Interview: President Abdel Fattah El Sisi

What are the main priorities that the government is looking to address in the coming year?

ABDEL FATTAH EL SISI: Egypt’s ultimate objective is to establish the foundations of a modern, civil, democratic state built on effective institutions and the rule of law. We have adopted a new constitution which upholds the principles of democracy, freedom, human rights and the rule of law, after holding a free and transparent referendum, and we have elected a new president by an overwhelming majority in free and fair elections, which witnessed a considerable voter turnout.

The most pressing priority in achieving this objective is to conclude the transitional roadmap for holding parliamentary elections as soon as possible in order to establish a complete political framework of strong institutions. These elections are of particular significance in the process of democratisation in light of the fact that the new Council of Representatives will assume a third of the powers currently held by the president. The elections will be followed by a legislative overhaul, with all laws being reviewed and, where necessary, amendments being made to bring legislation in line with the rights and freedoms enshrined in Egypt’s new constitution, including freedom of speech and of the press. The process of legislative review will aim to create a truly democratic society with the necessary safeguards.

The conclusion of the elections will also usher in a cabinet reshuffle, as any new cabinet would have to be approved by the Council of Representatives. The conclusion of the transitional period and the implementation of the roadmap will constitute a monumental step towards realising the aspirations of the Egyptian people as expressed in the two popular revolutions of January 2011 and June 2013. Security and stability will subsequently be consolidated, which are key demands of the Egyptian people as well as crucial factors for economic development.

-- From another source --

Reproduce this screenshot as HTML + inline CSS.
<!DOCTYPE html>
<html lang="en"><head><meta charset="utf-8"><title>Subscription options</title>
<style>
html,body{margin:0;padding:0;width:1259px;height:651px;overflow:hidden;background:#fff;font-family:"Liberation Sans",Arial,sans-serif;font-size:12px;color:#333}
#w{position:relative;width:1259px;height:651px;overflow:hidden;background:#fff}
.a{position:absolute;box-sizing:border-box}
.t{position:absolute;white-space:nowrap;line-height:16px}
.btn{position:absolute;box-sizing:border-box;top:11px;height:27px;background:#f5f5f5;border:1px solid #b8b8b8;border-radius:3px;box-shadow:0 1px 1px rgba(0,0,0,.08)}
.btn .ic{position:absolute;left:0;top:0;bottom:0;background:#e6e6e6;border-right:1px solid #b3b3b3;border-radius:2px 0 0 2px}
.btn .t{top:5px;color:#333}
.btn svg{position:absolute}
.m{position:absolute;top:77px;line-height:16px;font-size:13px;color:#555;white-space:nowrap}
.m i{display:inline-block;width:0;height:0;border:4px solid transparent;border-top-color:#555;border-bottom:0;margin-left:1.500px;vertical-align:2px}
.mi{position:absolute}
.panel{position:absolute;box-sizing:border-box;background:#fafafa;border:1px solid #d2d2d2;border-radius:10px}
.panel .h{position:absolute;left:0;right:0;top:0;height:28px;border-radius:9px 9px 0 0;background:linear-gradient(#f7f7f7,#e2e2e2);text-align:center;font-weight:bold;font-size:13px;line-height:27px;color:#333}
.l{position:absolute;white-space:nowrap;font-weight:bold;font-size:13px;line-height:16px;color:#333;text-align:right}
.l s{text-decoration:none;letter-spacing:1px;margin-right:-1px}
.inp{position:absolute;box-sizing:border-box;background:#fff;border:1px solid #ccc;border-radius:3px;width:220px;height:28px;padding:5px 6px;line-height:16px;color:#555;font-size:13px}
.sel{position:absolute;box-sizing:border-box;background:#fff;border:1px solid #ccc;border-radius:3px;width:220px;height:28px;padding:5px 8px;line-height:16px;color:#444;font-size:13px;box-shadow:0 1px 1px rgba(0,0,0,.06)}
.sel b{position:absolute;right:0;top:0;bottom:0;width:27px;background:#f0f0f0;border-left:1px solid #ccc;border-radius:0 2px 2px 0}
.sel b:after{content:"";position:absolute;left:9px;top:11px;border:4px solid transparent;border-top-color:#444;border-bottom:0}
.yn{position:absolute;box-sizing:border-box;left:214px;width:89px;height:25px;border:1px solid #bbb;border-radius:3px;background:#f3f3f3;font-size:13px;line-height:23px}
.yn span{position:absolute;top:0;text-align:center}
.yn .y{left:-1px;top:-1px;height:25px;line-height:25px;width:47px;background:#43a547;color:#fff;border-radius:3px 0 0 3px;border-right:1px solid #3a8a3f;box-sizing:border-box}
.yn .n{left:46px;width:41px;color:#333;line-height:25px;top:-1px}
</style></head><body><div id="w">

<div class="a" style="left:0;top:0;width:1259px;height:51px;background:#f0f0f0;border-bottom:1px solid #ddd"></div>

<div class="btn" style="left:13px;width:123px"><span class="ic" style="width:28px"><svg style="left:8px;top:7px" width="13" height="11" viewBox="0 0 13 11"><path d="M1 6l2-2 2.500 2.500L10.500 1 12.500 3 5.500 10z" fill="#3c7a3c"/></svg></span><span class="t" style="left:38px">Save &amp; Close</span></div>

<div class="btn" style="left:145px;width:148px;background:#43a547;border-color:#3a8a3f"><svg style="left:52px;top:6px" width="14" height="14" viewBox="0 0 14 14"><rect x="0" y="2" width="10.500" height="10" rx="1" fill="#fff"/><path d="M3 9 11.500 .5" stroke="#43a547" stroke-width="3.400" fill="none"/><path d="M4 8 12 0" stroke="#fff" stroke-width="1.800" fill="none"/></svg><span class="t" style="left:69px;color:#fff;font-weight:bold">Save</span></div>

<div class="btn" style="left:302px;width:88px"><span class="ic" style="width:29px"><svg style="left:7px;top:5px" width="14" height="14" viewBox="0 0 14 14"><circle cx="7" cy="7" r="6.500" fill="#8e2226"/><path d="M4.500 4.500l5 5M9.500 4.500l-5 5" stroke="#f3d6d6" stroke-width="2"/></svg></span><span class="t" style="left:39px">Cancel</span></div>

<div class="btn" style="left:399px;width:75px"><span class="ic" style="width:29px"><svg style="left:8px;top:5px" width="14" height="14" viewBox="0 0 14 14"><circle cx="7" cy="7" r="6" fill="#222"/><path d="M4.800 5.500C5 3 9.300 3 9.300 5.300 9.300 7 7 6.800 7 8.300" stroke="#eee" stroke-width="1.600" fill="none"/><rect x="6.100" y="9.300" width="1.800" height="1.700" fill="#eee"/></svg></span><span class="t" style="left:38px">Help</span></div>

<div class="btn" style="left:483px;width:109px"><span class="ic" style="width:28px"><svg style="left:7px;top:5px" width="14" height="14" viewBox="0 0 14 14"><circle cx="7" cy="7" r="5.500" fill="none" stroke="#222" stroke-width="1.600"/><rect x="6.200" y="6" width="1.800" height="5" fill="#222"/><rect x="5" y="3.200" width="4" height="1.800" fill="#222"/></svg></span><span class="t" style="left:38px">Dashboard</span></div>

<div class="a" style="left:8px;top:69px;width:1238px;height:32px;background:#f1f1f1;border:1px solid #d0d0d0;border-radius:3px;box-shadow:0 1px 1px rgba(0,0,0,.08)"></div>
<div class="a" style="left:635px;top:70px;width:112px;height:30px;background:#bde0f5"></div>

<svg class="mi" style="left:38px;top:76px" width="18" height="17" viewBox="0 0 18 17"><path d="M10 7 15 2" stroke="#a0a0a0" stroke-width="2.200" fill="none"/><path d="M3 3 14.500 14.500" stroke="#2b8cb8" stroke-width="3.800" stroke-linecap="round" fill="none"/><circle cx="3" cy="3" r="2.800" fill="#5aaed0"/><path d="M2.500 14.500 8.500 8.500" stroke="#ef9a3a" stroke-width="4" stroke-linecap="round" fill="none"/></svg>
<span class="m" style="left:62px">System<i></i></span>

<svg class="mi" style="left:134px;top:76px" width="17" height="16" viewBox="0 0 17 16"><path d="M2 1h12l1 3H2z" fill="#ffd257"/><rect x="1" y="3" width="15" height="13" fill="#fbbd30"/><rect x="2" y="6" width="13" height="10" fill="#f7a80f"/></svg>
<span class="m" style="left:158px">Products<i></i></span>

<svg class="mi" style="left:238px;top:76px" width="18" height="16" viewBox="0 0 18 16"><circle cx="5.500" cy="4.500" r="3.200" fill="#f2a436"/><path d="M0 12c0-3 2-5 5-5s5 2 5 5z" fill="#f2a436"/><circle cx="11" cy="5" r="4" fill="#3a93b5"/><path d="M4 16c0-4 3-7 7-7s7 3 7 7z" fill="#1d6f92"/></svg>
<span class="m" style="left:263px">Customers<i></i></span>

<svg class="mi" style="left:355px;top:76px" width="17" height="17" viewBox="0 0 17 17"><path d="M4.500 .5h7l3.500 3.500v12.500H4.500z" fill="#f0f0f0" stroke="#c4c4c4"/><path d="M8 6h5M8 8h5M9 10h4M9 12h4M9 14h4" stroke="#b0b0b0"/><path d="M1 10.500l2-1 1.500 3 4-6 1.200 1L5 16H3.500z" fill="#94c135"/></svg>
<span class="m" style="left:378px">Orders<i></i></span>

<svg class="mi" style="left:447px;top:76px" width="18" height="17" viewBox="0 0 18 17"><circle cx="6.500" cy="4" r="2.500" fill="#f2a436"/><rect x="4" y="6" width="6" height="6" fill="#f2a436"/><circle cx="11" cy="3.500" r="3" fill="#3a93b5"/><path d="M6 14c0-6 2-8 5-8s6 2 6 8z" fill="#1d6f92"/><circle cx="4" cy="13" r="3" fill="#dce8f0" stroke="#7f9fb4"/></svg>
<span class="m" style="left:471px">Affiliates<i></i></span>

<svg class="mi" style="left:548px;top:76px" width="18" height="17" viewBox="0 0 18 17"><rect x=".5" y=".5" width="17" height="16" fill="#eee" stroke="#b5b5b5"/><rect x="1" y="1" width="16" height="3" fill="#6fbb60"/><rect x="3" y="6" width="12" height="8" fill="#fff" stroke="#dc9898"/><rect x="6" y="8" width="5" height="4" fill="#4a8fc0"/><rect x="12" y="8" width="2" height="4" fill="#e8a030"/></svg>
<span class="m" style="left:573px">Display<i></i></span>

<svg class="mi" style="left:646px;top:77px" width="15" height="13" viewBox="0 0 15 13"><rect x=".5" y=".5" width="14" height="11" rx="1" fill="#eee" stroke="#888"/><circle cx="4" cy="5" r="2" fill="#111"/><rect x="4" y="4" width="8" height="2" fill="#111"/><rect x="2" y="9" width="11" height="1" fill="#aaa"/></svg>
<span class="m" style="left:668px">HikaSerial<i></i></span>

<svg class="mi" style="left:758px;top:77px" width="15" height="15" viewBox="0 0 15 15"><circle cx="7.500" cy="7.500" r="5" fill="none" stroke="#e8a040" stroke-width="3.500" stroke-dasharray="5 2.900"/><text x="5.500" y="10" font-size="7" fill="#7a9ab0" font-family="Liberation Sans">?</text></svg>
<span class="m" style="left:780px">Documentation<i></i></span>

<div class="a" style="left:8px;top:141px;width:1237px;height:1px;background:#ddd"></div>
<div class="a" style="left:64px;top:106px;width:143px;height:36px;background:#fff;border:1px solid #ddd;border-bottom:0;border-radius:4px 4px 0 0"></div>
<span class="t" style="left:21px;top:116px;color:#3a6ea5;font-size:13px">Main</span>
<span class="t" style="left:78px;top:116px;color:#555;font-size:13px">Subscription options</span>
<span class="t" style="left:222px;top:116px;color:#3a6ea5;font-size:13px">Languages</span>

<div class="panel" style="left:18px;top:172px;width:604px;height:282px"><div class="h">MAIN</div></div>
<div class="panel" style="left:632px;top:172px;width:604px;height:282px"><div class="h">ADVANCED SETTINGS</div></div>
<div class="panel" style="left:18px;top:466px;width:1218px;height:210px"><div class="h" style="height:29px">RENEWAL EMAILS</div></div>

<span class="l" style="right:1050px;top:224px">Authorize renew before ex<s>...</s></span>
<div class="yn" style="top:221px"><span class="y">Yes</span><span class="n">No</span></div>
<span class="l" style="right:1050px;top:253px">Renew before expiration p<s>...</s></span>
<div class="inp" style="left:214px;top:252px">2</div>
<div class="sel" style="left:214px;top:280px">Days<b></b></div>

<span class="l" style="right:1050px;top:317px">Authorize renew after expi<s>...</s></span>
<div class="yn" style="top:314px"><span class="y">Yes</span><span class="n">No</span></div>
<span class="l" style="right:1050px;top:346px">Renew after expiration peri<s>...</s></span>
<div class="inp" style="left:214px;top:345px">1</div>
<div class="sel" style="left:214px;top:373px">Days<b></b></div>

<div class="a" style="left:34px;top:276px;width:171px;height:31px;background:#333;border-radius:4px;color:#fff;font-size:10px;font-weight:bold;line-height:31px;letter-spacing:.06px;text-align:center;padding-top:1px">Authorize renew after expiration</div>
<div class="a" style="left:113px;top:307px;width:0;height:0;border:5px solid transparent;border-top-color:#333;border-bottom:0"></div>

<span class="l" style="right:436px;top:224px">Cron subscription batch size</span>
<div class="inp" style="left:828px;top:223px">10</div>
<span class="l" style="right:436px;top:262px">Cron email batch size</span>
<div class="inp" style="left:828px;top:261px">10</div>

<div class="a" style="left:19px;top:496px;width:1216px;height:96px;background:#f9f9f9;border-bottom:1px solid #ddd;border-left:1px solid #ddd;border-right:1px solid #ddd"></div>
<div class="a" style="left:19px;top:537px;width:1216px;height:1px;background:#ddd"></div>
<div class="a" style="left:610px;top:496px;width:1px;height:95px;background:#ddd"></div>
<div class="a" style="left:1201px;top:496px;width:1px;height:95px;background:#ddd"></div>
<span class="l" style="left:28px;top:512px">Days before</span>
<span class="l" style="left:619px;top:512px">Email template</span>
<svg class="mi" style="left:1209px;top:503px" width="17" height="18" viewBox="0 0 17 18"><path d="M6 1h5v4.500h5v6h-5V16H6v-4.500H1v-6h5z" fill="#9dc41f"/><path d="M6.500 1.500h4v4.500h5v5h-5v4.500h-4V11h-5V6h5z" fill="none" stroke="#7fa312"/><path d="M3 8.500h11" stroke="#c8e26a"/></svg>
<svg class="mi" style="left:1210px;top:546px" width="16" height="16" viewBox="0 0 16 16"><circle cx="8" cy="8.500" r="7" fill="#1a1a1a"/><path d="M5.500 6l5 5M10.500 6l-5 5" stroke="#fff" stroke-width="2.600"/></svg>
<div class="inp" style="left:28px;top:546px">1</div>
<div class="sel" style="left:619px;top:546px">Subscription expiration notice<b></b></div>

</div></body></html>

This is to be pursued in parallel with a comprehensive economic development programme that aims to boost economic growth, tackle unemployment, attract foreign direct investment (FDI) and improve the living standards of Egyptians via large-scale mega-projects and support for small and medium-sized enterprises. One of the most important steps taken by the government is the convening of the Egypt Economic Summit to be held in February 2015, in order to promote investment in the Egyptian economy. In tandem with efforts to boost economic growth, the government will work to address wealth discrepancies through various measures such as social security programs.

One of the imminent priorities of the Egyptian government in both domestic and foreign policy is to confront the growing threat posed by terrorism. Our region has been ravaged by the scourge, and within Egypt itself, terrorists have targeted civilians and security personnel in their quest to drag Egypt and the wider region back into the Middle Ages. Egypt acts as the first line of defence in the battle against terrorism, and we have adopted a comprehensive, multifaceted approach towards tackling this threat.

This is not solely limited to military and security measures but also focuses on socio-economic development, countering the spread of extremist ideologies, disseminating tolerant values of Islam and cutting off funding to terrorist groups. Egypt is an active participant in collective efforts to combat terrorism, and we believe this transnational threat demands concerted and coordinated action.

What role do you see Egypt taking in the Israel-Gaza peace process?

EL SISI: There is no such thing as the “Israel-Gaza peace process” but there has always been a Palestinian question, whose just and comprehensive settlement should be based on the relevant UN resolutions, as well as the basic principles of international law and the main tenets of the peace process laid down by Egypt in the1970s. In the most recent conflict in Gaza, it is worth noting that Egypt has exerted all efforts, just as it did in previous confrontations, to spare further bloodshed and pave the way for a ceasefire to allow for the resumption of indirect negotiations and restitution of normal life. Palestinians in Gaza and elsewhere in the Occupied Territories have as much of a right as the Israelis to live in peace and security. They have the right to an independent state of their own, in exercise of their inalienable rights to freedom and independence. Our efforts to re-establish calm should not be confounded with the need to resume earnest negotiations to achieve durable peace in the Middle East. We will pursue that objective and tirelessly shoulder our responsibility as a regional power, but we nonetheless call on world powers to exert their efforts, in light of the importance of our region in world affairs, and with a view to other burgeoning regional challenges.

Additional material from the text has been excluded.